A three-year "recovery fund" to finance infrastructure and worker retraining will be the centrepiece of a package of measures to stimulate the economy, to be presented next month under the programme for government agreed between Fine Gael, Fianna Fáil and the Green Party.
The fund will also include measures to help Irish businesses access credit, including the possibility of the State acting as guarantor for business loans.
The so-called “July stimulus” may also extend the scheme by which the State subsidises the wages of workers affected by coronavirus. It will also include the establishment of a governmental group to co-ordinate State support for SMEs, as well as a new code of conduct for commercial landlords and tenants.
Retailers and other struggling businesses that have called for a moratorium on local authority rates will also be told in July what the State’s approach to collecting the payments will be for the rest of the year.
The July package will also include further business measures such as the establishment of an SME growth taskforce and a promise to "scale up" State business financing agency, Microfinance Ireland. More European Investment Bank funding will also be sought for businesses.
The July stimulus will be followed by a new national economic plan unveiled on the same day as the budget in October. It will include measures for a longer term “jobs-led recovery”.

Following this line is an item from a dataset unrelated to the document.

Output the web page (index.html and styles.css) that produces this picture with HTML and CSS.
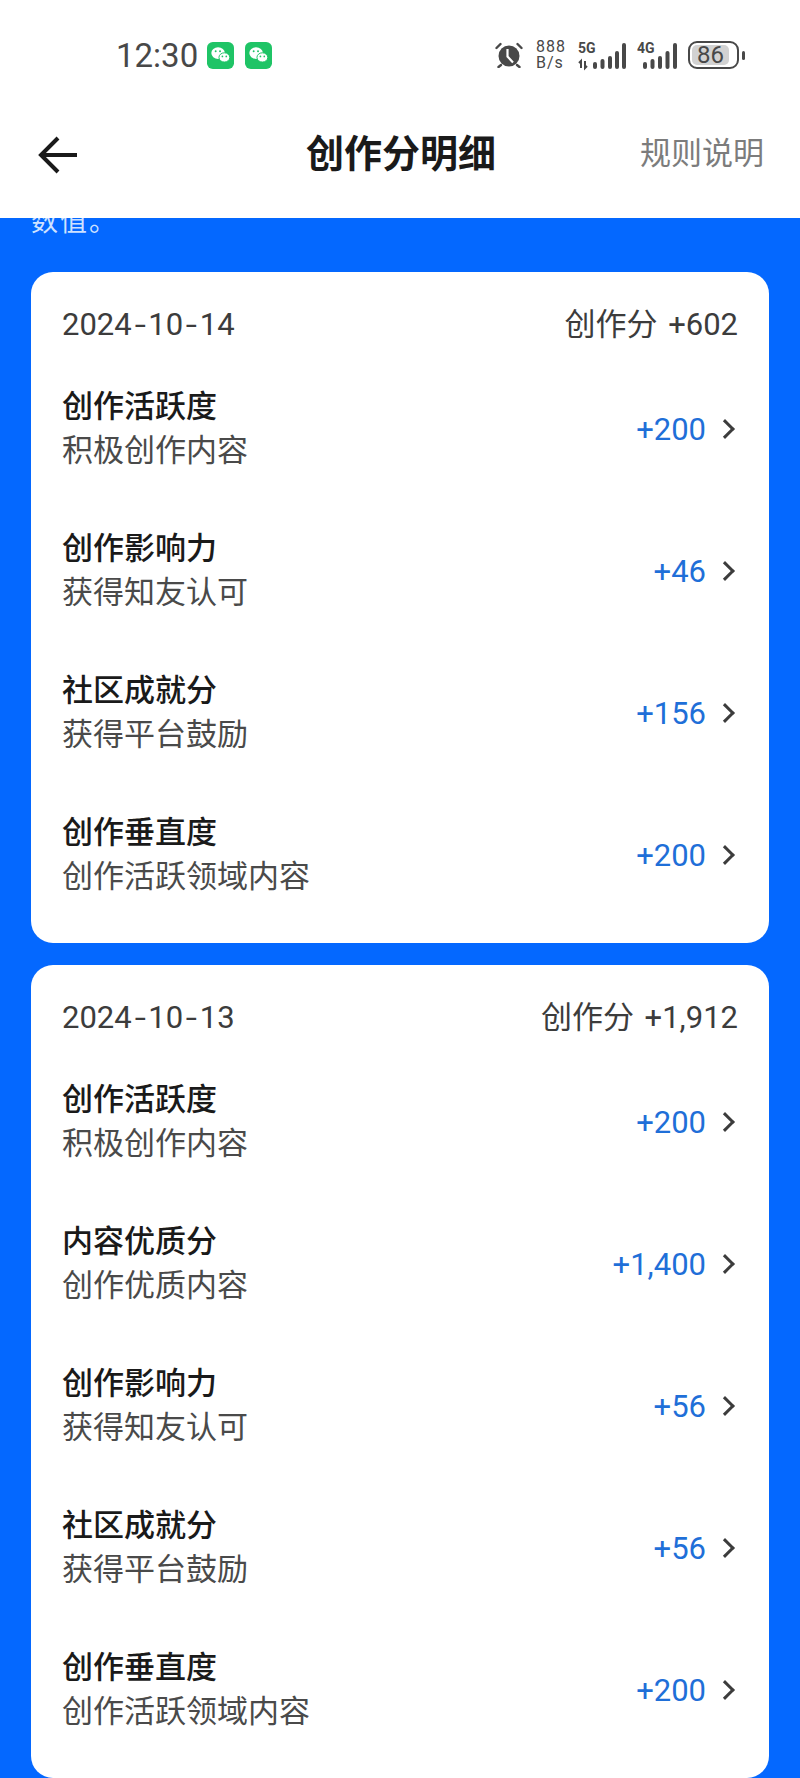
FILE: index.html
```html
<!DOCTYPE html>
<html lang="zh-CN">
<head>
  <meta charset="UTF-8" />
  <meta name="viewport" content="width=device-width, initial-scale=1.0" />
  <title>创作分明细</title>
  <link rel="stylesheet" href="styles.css">
</head>
<body>
  <div class="statusbar">
    <div class="status-left">
      <span class="clock">12:30</span>
      <svg class="wechat" viewBox="0 0 28 28"><rect width="28" height="28" rx="6" fill="#1fc466"/><ellipse cx="11.5" cy="11.5" rx="7" ry="6" fill="#fff"/><ellipse cx="18" cy="16" rx="5.6" ry="4.8" fill="#fff" stroke="#1fc466" stroke-width="1"/><circle cx="9" cy="9.5" r="1" fill="#1fc466"/><circle cx="13.5" cy="9.5" r="1" fill="#1fc466"/><circle cx="16" cy="15" r="0.9" fill="#1fc466"/><circle cx="20" cy="15" r="0.9" fill="#1fc466"/></svg>
      <svg class="wechat" viewBox="0 0 28 28"><rect width="28" height="28" rx="6" fill="#1fc466"/><ellipse cx="11.5" cy="11.5" rx="7" ry="6" fill="#fff"/><ellipse cx="18" cy="16" rx="5.6" ry="4.8" fill="#fff" stroke="#1fc466" stroke-width="1"/><circle cx="9" cy="9.5" r="1" fill="#1fc466"/><circle cx="13.5" cy="9.5" r="1" fill="#1fc466"/><circle cx="16" cy="15" r="0.9" fill="#1fc466"/><circle cx="20" cy="15" r="0.9" fill="#1fc466"/></svg>
    </div>
    <div class="status-right">
      <svg class="alarm" viewBox="0 0 28 26"><circle cx="14" cy="14" r="10.5" fill="#484848"/><path d="M12.5 7v7.5l5.5 6" fill="none" stroke="#fff" stroke-width="2.2"/><path d="M1.5 6l4-4M26.5 6l-4-4M6 23l-2.5 2M22 23l2.5 2" stroke="#484848" stroke-width="2.4" stroke-linecap="round"/></svg>
      <div class="speed"><span>888</span><span>B/s</span></div>
      <svg class="signal s5g" viewBox="0 -3 48 33">
        <text x="0" y="11" class="net">5G</text>
        <path class="arrows" d="M3 26v-7l-2 2M7 19v7l2-2"/>
        <rect x="15" y="20" width="4" height="7" rx="2"/><rect x="22.5" y="17" width="4" height="10" rx="2"/><rect x="30" y="14" width="4" height="13" rx="2"/><rect x="37" y="9" width="4" height="18" rx="2"/><rect x="44" y="1" width="4" height="26" rx="2"/>
      </svg>
      <svg class="signal s4g" viewBox="0 -3 40 33">
        <text x="0" y="11" class="net">4G</text>
        <rect x="6" y="20" width="4" height="7" rx="2"/><rect x="13.5" y="17" width="4" height="10" rx="2"/><rect x="21" y="14" width="4" height="13" rx="2"/><rect x="28.5" y="9" width="4" height="18" rx="2"/><rect x="36" y="1" width="4" height="26" rx="2"/>
      </svg>
      <div class="battery"><span class="battery-level">86</span></div>
      <span class="battery-tip"></span>
    </div>
  </div>

  <header class="navbar">
    <svg class="back" viewBox="0 0 40 40"><path d="M20 2L3 19l17 17M3 19h36" fill="none" stroke="#1a1a1a" stroke-width="4"/></svg>
    <h1>创作分明细</h1>
    <a class="rules">规则说明</a>
  </header>

  <main class="content">
    <p class="note">数值。</p>

    <section class="card">
      <div class="card-head"><span>2024<span class="dash">-</span>10<span class="dash">-</span>14</span><span>创作分 +602</span></div>
      <div class="row"><div><div class="row-title">创作活跃度</div><div class="row-sub">积极创作内容</div></div><div class="row-value">+200<i class="chev"></i></div></div>
      <div class="row"><div><div class="row-title">创作影响力</div><div class="row-sub">获得知友认可</div></div><div class="row-value">+46<i class="chev"></i></div></div>
      <div class="row"><div><div class="row-title">社区成就分</div><div class="row-sub">获得平台鼓励</div></div><div class="row-value">+156<i class="chev"></i></div></div>
      <div class="row"><div><div class="row-title">创作垂直度</div><div class="row-sub">创作活跃领域内容</div></div><div class="row-value">+200<i class="chev"></i></div></div>
    </section>

    <section class="card">
      <div class="card-head"><span>2024<span class="dash">-</span>10<span class="dash">-</span>13</span><span>创作分 +1,912</span></div>
      <div class="row"><div><div class="row-title">创作活跃度</div><div class="row-sub">积极创作内容</div></div><div class="row-value">+200<i class="chev"></i></div></div>
      <div class="row"><div><div class="row-title">内容优质分</div><div class="row-sub">创作优质内容</div></div><div class="row-value">+1,400<i class="chev"></i></div></div>
      <div class="row"><div><div class="row-title">创作影响力</div><div class="row-sub">获得知友认可</div></div><div class="row-value">+56<i class="chev"></i></div></div>
      <div class="row"><div><div class="row-title">社区成就分</div><div class="row-sub">获得平台鼓励</div></div><div class="row-value">+56<i class="chev"></i></div></div>
      <div class="row"><div><div class="row-title">创作垂直度</div><div class="row-sub">创作活跃领域内容</div></div><div class="row-value">+200<i class="chev"></i></div></div>
    </section>
  </main>
</body>
</html>
```

FILE: styles.css
```css
body {
  margin: 0;
  height: 1778px;
  overflow: hidden;
  display: flex;
  flex-direction: column;
  font-family: Roboto, "Noto Sans CJK SC", sans-serif;
  background: #0468ff;
}
.statusbar {
  height: 110px;
  box-sizing: border-box;
  padding: 0 55px 0 116px;
  background: white;
  display: flex;
  justify-content: space-between;
  align-items: center;
}
.status-left, .status-right {
  display: flex;
  align-items: center;
}
.clock {
  font-size: 33px;
  color: #484848;
  margin-right: 9px;
}
.wechat {
  width: 27px;
  height: 27px;
  margin-right: 11px;
}
.alarm {
  width: 28px;
  height: 26px;
  margin-right: 13px;
}
.speed {
  display: flex;
  flex-direction: column;
  font-size: 16px;
  line-height: 16px;
  letter-spacing: 1px;
  color: #484848;
  margin-right: 12px;
}
.signal {
  height: 33px;
  fill: #484848;
}
.s5g {
  width: 48px;
  margin-right: 11px;
}
.s4g {
  width: 40px;
  margin-right: 11px;
}
.net {
  font-size: 14px;
  font-weight: 700;
}
.arrows {
  fill: none;
  stroke: #484848;
  stroke-width: 2;
}
.battery {
  width: 51px;
  height: 28px;
  box-sizing: border-box;
  border: 2px solid #484848;
  border-radius: 9px;
  padding: 2px 8px 2px 2px;
  display: flex;
}
.battery-level {
  flex: 1;
  background: #d2d2d2;
  border-radius: 5px;
  font-size: 24px;
  line-height: 20px;
  text-align: center;
  color: #484848;
}
.battery-tip {
  width: 3px;
  height: 9px;
  margin-left: 3px;
  border-radius: 2px;
  background: #484848;
}
.navbar {
  height: 108px;
  box-sizing: border-box;
  padding: 0 36px 28px 38px;
  background: white;
  display: grid;
  grid-template-columns: 1fr auto 1fr;
  align-items: center;
}
.back {
  width: 40px;
  height: 40px;
  margin-top: 12px;
}
.navbar h1 {
  margin: 0;
  font-size: 38px;
  font-weight: 700;
  color: #1a1a1a;
}
.rules {
  justify-self: end;
  font-size: 31px;
  color: #7c7c7c;
}
.content {
  flex: 1;
  min-height: 0;
  overflow: hidden;
  padding: 0 31px;
}
.note {
  margin: -16px 0 30px;
  font-size: 27px;
  line-height: 40px;
  letter-spacing: 2px;
  color: #cfe2ff;
}
.card {
  background: white;
  border-radius: 22px;
  padding: 33px 31px 17px;
  margin-bottom: 22px;
}
.card-head {
  display: flex;
  justify-content: space-between;
  margin-bottom: 13px;
  font-size: 31px;
  line-height: 40px;
  word-spacing: 3px;
  color: #3c3c3c;
}
.dash {
  display: inline-block;
  padding: 0 4px;
  transform: scaleX(1.3);
}
.row {
  height: 142px;
  display: flex;
  justify-content: space-between;
  align-items: center;
}
.row-title {
  font-size: 31px;
  line-height: 44px;
  font-weight: 500;
  color: #1a1a1a;
}
.row-sub {
  font-size: 31px;
  line-height: 44px;
  color: #4a4a4a;
}
.row-value {
  display: flex;
  align-items: center;
  font-size: 31px;
  color: #1f6fd8;
}
.chev {
  width: 11px;
  height: 11px;
  margin: 0 6px 0 12px;
  border-top: 3px solid #3c3c3c;
  border-right: 3px solid #3c3c3c;
  transform: rotate(45deg);
}
```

The October plan will be focused on issues such as flexible working, worker upskilling and help for SMEs when bidding for State contracts. It is also envisaged that more cash will be made available for Enterprise Ireland to invest in SMEs engaged in "clean processes" and energy efficiency.
The October plan will also utilise the recovery fund to stimulate domestic demand in sectors that are able to facilitate extra trade in line with public health guidelines on coronavirus. Retail and hospitality are among the sectors that have called for measures to stimulate consumer demand.
More specific measures outlined in the programme for government include a suggestion that the Government may seek to restrict the practice of companies splitting into separate trading and property companies (so-called opco and propco splits), with the opco going bust while the property assets are secured in a separate propco entity. This was the approach used in the controversial liquidation of Clerys department store.
The programme for Government recognises that retail and hospitality and tourism in particular are worst hit by the virus. It includes a commitment for an effective re-run of the Gathering diaspora tourism initiative on its 10th anniversary in 2023, called the Year of the Invitation.
Flexibility on EU state aid rules will be sought for intervention in the sector, while Ireland will also be promoted as a destination for outdoors tourism, such as walking and cycling.
Business groups broadly welcomed the publication of the agreed programme for government. The Restaurants Association of Ireland welcomed measures such as a jobs stimulus package that may include an extension of State wage subsidies, although it warned of “grave consequences” if the Government did not step up its support for the sector.
The Licensed Vintners Association welcomed the establishment of a taskforce to examine how to develop the "night-time economy", such as pub trading hours. Chambers Ireland welcomed a promise by the new Government to focus on developing town and village centres.